In its current form, the “unwilling or unable” approach seems untenable. Can it be salvaged? Perhaps. But I doubt it will be, because the most obvious remedies for its defect do not serve the interests of the states that endorse it.
First, one might argue that the territorial state may waive its rights through implicit consent, that is, by failing to complain about the use of force on its territory by the intervening state. This proposal obviously will not apply when the territorial state explicitly protests the actions of the intervening state. Moreover, if the territorial state is initially silent, but later asserts its rights, claiming that its initial silence was not intended as an implicit waiver, on what grounds could the intervening state object? Accordingly, I see little prospect that proponents of the unwilling or unable” approach will accept such a limitation.
Second, as suggested above, one might argue that the territorial state may forfeit its rights through unlawful acts or omissions that fall short of exercising effective control over the armed attacks by the armed group. Such unlawful acts might include general financial or military support for the armed group, while such unlawful omissions might include failing to exercise “due diligence” in preventing its armed attacks. Rather than canvass every possible version of such an argument, I’ll confine myself to some general remarks.
On one version of the argument, forfeiture requires attribution, but attribution does not require effective control. Accordingly, the territorial state’s unlawful acts of support or omissions of due diligence make the attacks by the group attributable to the territorial state, which thereby forfeits its right against force and its right to self-defense.
Would the states that endorse the “unwilling or unable” approach pursue this line of argument? Personally, I doubt it, because this line of argument would almost certainly attribute to those very states—the United States, Turkey—and their allies—Saudi Arabia, the United Arab Emirates—the unlawful acts of the armed groups that they actively support or do little to control. Indeed, the logic underlying this line of argument would seem to extend beyond the case of non-state armed groups and make the unlawful acts of one state—say, Saudi airstrikes in Yemen—attributable to other states—say, the United States—that support or fail to control it.
On a different version of the argument, attribution requires effective control, but forfeiture does not require attribution. Accordingly, the territorial state’s unlawful acts or omissions do not make the attacks by the group attributable to the territorial state, but the territorial state nevertheless forfeits its right against force and right of self-defense.
Now, if the territorial state bears substantial responsibility for the threat posed by the armed group, while the intervening state bears none, then this sharp asymmetry of responsibility might explain a sharp asymmetry of defensive rights. If one state will suffer harm—the intervening state at the hands of the armed group, or the territorial state at the hands of the intervening state—then arguably it should be the state that bears exclusive responsibility for that very situation. A similar argument—weaker, though still plausible—might be made when the territorial state bears substantially greater responsibility than the intervening state for the threat posed by the armed group.

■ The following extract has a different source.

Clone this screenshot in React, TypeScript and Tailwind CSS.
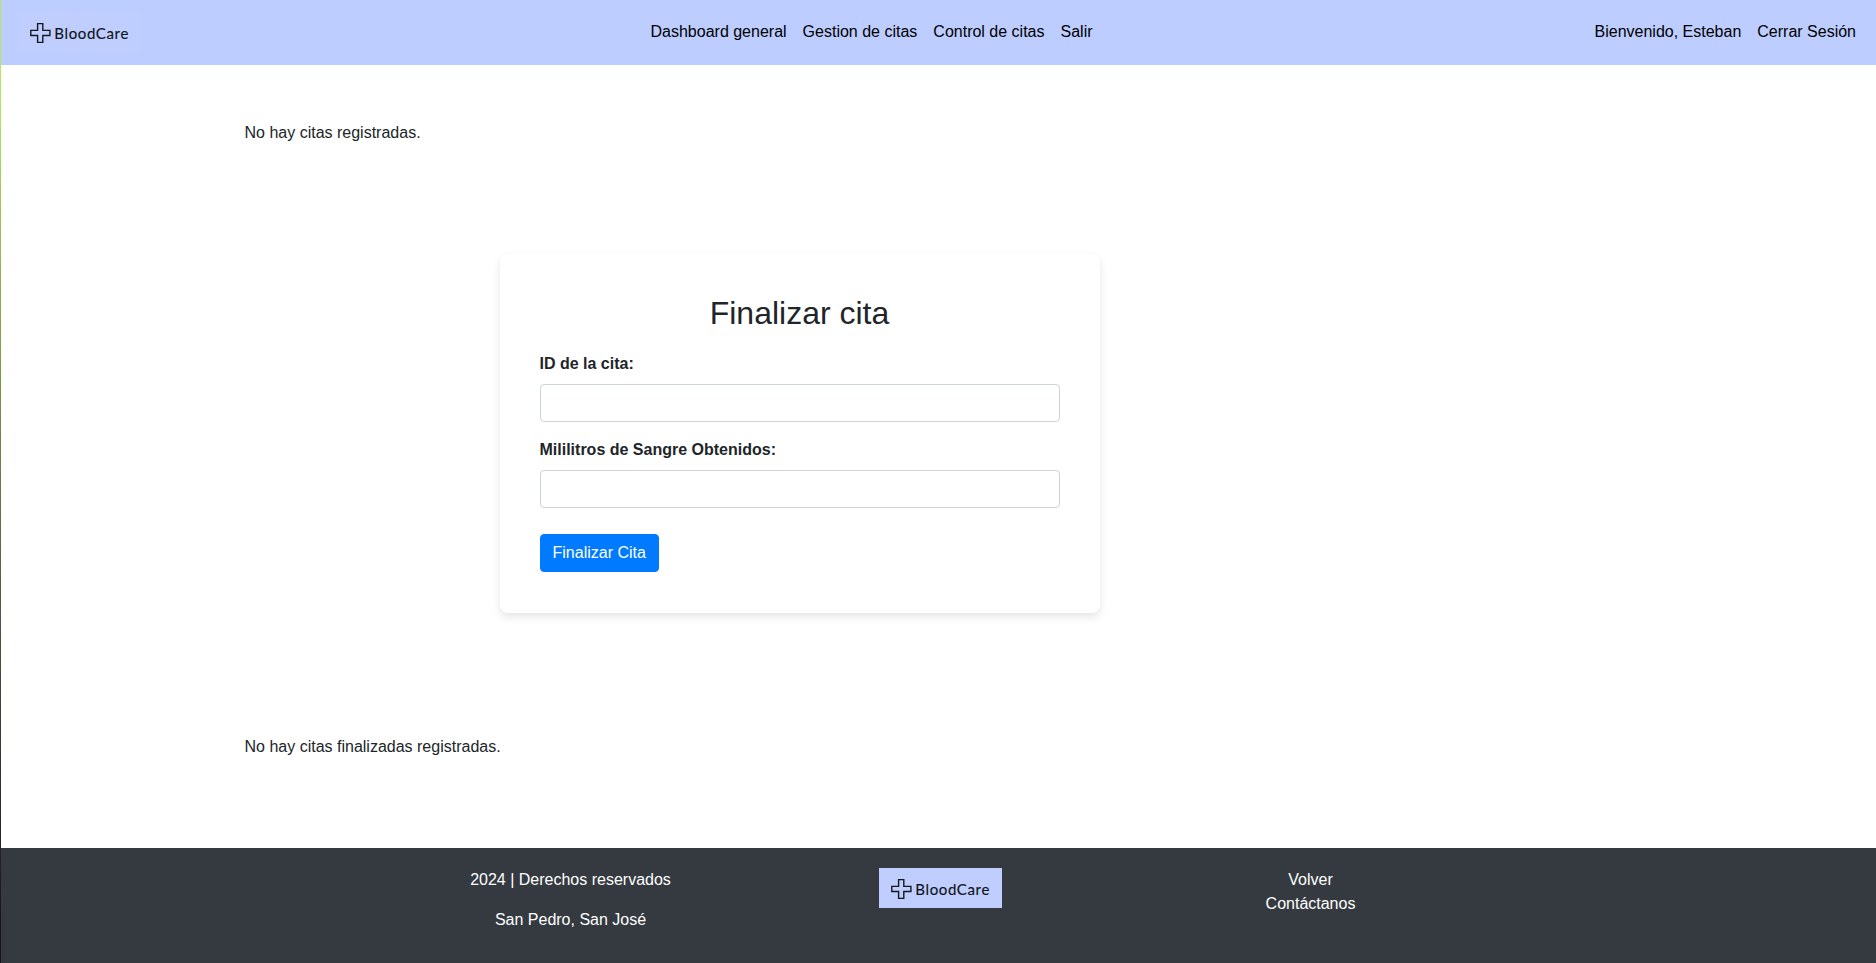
import React from "react";

function Logo() {
  return (
    <svg width="123" height="40" viewBox="0 0 123 40" role="img" aria-label="BloodCare" className="block bg-[#bfceff]">
      <path d="M19.6 11.6h5.2v6.8h7.1v5.1h-7.1v6.9h-5.2v-6.9h-6.8v-5.1h6.8z" fill="none" stroke="#15181f" strokeWidth="1.4" />
      <text x="36.3" y="26.5" fontSize="15" textLength="74" fill="#101319" stroke="#101319" strokeWidth="0.15" className="font-['Lato',sans-serif]">
        BloodCare
      </text>
    </svg>
  );
}

function Field({ id, label }: { id: string; label: string }) {
  return (
    <div className="mb-4">
      <label htmlFor={id} className="mb-2 block font-bold">
        {label}
      </label>
      <input id={id} type="text" className="block h-[38px] w-full rounded border border-[#ced4da] bg-white px-3" />
    </div>
  );
}

export default function App() {
  return (
    <div className="flex h-[963px] bg-white font-['Liberation_Sans',sans-serif] text-base leading-6 text-[#212529]">
      <div className="w-px shrink-0 bg-linear-to-b from-[#b4e85a] from-10% to-[#1a1420] to-95%" />
      <div className="flex min-w-0 flex-1 flex-col">
        <header className="grid h-[65px] shrink-0 grid-cols-[632.5px_1fr_auto] items-center bg-[#bdcdff] pr-5 pl-[17px] text-black">
          <div className="pb-px">
            <Logo />
          </div>
          <nav className="flex gap-4 pb-px">
            <a href="#">Dashboard general</a>
            <a href="#">Gestion de citas</a>
            <a href="#">Control de citas</a>
            <a href="#">Salir</a>
          </nav>
          <div className="flex gap-4 pb-px">
            <span>Bienvenido, Esteban</span>
            <a href="#">Cerrar Sesión</a>
          </div>
        </header>

        <main className="flex flex-1 flex-col pl-[243.5px]">
          <p className="mt-14">No hay citas registradas.</p>
          <form className="mt-[109px] ml-[255px] h-[359px] w-[600px] rounded-lg bg-white p-10 shadow-[0_4px_8px_rgba(0,0,0,0.1)]">
            <h2 className="mb-5 text-center text-[32px] leading-[38px]">Finalizar cita</h2>
            <Field id="cita" label="ID de la cita:" />
            <Field id="mililitros" label="Mililitros de Sangre Obtenidos:" />
            <button type="button" className="mt-[10px] h-[38px] rounded border border-[#007bff] bg-[#007bff] px-3 text-white">
              Finalizar Cita
            </button>
          </form>
          <p className="mt-[122px]">No hay citas finalizadas registradas.</p>
        </main>

        <footer className="grid h-[115px] shrink-0 grid-cols-[259px_123px_261px] justify-start gap-x-[178.5px] bg-[#343a40] pt-5 pl-[440px] text-center text-white">
          <div>
            <p className="mb-4">2024 | Derechos reservados</p>
            <p>San Pedro, San José</p>
          </div>
          <Logo />
          <div className="flex flex-col">
            <a href="#">Volver</a>
            <a href="#">Contáctanos</a>
          </div>
        </footer>
      </div>
    </div>
  );
}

Would the states that endorse the “unwilling or unable” approach pursue this line of argument? Again, I doubt it, because these very states bear substantial responsibility for the threats posed by the armed groups that they now seek to suppress. For example, do the United States and Iraq really want to get into an argument over whether they are more or less responsible than Syria for the threat posed by ISIS? We know what Syria will say: that ISIS arose from the U.S.-led invasion of Iraq, from our detention centers, from our failure to defeat Al Qaeda in Iraq, and from Iraq’s failure to defend its territory, weapons, and resources.

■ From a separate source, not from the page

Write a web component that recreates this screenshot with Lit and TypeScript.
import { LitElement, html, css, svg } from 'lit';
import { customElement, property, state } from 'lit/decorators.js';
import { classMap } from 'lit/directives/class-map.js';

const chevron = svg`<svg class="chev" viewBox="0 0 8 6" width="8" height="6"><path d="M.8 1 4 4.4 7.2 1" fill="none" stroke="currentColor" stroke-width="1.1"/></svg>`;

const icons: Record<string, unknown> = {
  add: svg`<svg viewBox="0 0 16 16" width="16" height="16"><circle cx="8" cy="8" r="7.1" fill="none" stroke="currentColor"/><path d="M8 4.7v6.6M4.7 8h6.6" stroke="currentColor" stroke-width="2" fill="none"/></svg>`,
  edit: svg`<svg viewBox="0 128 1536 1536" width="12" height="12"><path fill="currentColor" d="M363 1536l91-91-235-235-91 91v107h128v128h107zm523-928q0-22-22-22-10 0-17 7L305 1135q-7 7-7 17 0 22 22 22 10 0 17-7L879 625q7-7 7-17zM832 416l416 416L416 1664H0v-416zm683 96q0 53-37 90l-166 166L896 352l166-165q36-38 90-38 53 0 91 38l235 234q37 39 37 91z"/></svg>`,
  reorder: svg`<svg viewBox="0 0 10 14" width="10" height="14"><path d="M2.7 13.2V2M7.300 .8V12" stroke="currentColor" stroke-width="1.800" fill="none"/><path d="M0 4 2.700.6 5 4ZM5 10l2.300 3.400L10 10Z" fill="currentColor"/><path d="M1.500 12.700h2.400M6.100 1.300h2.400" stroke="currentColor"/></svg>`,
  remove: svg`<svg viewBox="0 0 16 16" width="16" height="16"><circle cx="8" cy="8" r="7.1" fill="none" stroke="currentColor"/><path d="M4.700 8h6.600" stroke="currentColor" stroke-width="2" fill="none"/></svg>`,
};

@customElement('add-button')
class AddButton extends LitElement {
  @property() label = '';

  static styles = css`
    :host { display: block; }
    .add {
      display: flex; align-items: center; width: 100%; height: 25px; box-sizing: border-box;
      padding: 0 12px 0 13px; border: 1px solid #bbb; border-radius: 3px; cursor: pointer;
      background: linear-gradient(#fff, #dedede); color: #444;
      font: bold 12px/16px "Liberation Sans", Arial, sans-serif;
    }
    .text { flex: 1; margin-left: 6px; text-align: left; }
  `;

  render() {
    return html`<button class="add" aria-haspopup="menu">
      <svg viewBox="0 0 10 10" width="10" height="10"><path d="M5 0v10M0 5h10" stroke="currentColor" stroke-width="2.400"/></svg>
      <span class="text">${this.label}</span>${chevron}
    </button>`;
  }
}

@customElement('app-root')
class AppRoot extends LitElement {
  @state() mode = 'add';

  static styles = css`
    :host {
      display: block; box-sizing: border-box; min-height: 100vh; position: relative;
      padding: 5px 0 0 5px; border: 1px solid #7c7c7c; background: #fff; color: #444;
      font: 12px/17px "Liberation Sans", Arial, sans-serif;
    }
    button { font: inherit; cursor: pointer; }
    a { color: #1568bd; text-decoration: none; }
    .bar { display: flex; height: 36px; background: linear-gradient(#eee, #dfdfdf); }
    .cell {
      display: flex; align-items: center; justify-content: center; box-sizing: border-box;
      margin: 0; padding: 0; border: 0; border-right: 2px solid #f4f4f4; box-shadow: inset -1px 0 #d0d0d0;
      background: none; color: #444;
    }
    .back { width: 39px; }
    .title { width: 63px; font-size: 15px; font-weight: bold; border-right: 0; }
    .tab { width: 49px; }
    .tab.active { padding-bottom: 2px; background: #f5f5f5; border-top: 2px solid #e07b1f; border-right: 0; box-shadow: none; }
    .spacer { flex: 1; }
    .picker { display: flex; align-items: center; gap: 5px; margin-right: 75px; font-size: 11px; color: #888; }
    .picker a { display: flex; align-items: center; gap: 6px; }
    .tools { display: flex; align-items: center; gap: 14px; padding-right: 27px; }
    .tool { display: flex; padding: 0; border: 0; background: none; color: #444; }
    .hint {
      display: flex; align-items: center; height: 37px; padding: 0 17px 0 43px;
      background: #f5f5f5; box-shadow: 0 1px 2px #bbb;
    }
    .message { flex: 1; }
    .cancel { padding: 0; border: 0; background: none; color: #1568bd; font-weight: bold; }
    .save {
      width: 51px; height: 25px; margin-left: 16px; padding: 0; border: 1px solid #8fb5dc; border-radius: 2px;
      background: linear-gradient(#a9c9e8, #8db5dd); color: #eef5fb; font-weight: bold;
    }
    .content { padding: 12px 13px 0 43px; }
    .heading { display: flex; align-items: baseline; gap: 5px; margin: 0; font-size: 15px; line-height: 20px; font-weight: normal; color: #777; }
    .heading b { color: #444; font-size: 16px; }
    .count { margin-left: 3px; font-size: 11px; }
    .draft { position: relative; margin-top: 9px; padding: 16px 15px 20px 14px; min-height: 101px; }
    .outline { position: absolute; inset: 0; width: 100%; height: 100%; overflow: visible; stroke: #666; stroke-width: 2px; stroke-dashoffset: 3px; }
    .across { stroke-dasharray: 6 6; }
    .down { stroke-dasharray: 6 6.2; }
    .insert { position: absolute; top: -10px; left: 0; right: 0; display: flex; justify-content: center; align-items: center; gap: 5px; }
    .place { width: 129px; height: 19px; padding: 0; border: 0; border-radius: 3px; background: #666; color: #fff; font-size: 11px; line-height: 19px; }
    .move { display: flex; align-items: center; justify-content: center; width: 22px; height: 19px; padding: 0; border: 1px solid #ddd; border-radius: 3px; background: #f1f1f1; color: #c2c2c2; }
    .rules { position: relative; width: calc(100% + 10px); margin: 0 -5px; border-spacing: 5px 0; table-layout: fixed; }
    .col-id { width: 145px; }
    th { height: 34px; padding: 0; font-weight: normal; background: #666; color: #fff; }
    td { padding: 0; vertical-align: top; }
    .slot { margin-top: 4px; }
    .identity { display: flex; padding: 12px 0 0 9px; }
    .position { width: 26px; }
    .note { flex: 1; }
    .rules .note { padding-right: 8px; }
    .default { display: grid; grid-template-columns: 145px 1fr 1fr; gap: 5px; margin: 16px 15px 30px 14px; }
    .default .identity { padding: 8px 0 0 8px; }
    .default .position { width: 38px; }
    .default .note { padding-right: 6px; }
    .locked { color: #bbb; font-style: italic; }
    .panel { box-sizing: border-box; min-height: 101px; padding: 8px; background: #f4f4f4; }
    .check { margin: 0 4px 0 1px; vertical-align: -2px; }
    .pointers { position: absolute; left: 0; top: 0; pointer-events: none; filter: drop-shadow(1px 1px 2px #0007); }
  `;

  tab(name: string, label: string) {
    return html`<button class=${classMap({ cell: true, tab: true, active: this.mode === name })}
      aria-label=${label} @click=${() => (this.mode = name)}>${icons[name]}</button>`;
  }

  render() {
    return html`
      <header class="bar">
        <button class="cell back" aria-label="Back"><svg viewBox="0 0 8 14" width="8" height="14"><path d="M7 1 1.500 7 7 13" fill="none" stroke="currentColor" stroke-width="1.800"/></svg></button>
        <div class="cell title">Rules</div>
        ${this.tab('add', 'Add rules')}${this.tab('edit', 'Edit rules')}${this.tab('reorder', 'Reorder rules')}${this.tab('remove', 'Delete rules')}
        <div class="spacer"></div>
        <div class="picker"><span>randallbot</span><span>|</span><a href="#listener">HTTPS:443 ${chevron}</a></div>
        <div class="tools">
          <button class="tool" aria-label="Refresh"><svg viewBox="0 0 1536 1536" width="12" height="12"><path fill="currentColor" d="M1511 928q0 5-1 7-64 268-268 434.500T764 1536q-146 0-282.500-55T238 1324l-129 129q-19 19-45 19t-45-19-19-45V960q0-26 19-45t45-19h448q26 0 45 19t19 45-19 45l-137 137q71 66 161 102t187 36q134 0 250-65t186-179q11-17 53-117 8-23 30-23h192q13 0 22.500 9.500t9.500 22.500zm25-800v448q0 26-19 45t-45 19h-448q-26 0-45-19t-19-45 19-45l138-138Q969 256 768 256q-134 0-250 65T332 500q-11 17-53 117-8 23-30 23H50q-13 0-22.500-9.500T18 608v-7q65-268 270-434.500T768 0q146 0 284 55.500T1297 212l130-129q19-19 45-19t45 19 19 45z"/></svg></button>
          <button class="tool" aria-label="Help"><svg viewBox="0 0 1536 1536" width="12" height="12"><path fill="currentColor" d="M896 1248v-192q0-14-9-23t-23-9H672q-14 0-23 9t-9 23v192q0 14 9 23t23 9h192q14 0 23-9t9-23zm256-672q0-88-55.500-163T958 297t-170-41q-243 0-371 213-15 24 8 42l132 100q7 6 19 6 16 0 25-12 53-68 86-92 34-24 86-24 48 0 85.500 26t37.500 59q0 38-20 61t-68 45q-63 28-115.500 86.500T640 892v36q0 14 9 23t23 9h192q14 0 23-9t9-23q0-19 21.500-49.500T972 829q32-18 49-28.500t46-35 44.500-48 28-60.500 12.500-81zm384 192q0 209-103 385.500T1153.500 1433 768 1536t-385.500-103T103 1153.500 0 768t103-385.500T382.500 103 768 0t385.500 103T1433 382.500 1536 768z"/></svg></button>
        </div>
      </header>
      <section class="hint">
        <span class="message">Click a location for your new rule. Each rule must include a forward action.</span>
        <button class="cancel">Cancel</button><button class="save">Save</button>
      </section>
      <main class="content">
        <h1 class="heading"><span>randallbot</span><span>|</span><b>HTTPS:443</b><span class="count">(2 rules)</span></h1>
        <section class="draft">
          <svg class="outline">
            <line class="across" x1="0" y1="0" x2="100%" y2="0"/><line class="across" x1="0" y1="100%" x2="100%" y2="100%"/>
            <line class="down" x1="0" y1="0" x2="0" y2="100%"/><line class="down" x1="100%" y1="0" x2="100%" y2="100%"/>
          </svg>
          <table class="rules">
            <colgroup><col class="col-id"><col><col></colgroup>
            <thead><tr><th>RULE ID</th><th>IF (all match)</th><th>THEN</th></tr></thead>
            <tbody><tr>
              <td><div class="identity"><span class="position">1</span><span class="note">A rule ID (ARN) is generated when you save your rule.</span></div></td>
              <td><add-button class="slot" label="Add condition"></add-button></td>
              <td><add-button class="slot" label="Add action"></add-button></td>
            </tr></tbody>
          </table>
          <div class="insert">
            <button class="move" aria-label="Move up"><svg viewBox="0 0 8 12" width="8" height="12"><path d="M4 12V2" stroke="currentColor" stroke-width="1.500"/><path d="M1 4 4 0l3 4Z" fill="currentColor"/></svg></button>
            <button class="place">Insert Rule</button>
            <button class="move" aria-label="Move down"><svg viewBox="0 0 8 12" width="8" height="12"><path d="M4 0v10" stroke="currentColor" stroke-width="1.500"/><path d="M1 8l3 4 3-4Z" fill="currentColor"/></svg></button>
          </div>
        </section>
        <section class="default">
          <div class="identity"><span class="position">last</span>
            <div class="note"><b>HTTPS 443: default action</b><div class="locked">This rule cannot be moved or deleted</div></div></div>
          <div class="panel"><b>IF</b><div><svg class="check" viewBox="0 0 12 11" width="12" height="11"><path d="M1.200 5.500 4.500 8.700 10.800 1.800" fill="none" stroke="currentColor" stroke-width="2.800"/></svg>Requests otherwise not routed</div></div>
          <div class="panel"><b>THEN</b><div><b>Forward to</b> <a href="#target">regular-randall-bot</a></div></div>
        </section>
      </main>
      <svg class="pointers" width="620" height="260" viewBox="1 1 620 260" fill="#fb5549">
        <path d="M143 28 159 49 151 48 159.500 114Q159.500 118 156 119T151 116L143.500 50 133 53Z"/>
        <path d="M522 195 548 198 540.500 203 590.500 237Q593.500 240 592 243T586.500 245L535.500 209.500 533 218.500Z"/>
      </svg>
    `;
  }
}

Finally, one might argue that the territorial state’s rights are overridden if the intervening state will prevent substantially more harm than it will inflict, such that its use of armed force is clearly the “lesser evil.” As Dapo Akande and Thomas Liefländer suggest, while the proportionality constraint in the law of self-defense might otherwise require only that defensive force do no more harm than necessary to repel or prevent armed attacks, in the current context proportionality may require comparing the harm done and the objective pursued. While the latter approach “requires complex value judgments,” this may involve impartially weighing the interests of both states and all potentially affected persons.
On this view, the intervening state may not defend its own citizens from the armed group if doing so will inflict greater harm on the citizens of the territorial state. Similarly, the territorial state may not defend its own citizens from the intervening state if doing so will enable the armed group to inflict greater harm on the citizens of the intervening state. Both states must place equal weight on the lives and wellbeing of all affected persons, regardless of nationality.
Would the states that endorse the “unwilling or unable” approach pursue this line of argument? Unfortunately, I doubt it. Even in the best of times, it is hard to imagine the United States government declaring that it will not prioritize the lives and safety of American citizens and, accordingly, will not defend its citizens from ISIS, al Qaeda, or other armed groups if doing so will likely result in equal or greater harm to Syrians, Pakistanis, or others. In the current political environment, in which the President of the United States pledges to put “America First” and encourages other states to put their own citizens “first,” the prospect seems especially remote.
In my view, the suggested modification of the legal rule of proportionality reflects sound moral principles and would represent a progressive development of international law. But I’m not holding my breath for its adoption by the United States, its allies, or its adversaries.
In this rather depressing essay, I’ve argued that the ‘unwilling or unable’ approach, as adopted by the United States and its allies, is something of a doctrinal embarrassment. More depressingly still, the defects of the approach will likely go uncorrected, because the amendments that might correct them do not serve the interests of the states that adopt the approach. And so these defects will continue to lie below the surface. Perhaps states will continue to step around them. Perhaps strong states will continue to use force on the territory of weaker states who could not defend themselves if they tried. Perhaps near-peer militaries will continue to defuse tensions as they arise. Or perhaps one day, some state will misstep, and the explosion will be visible for all to see.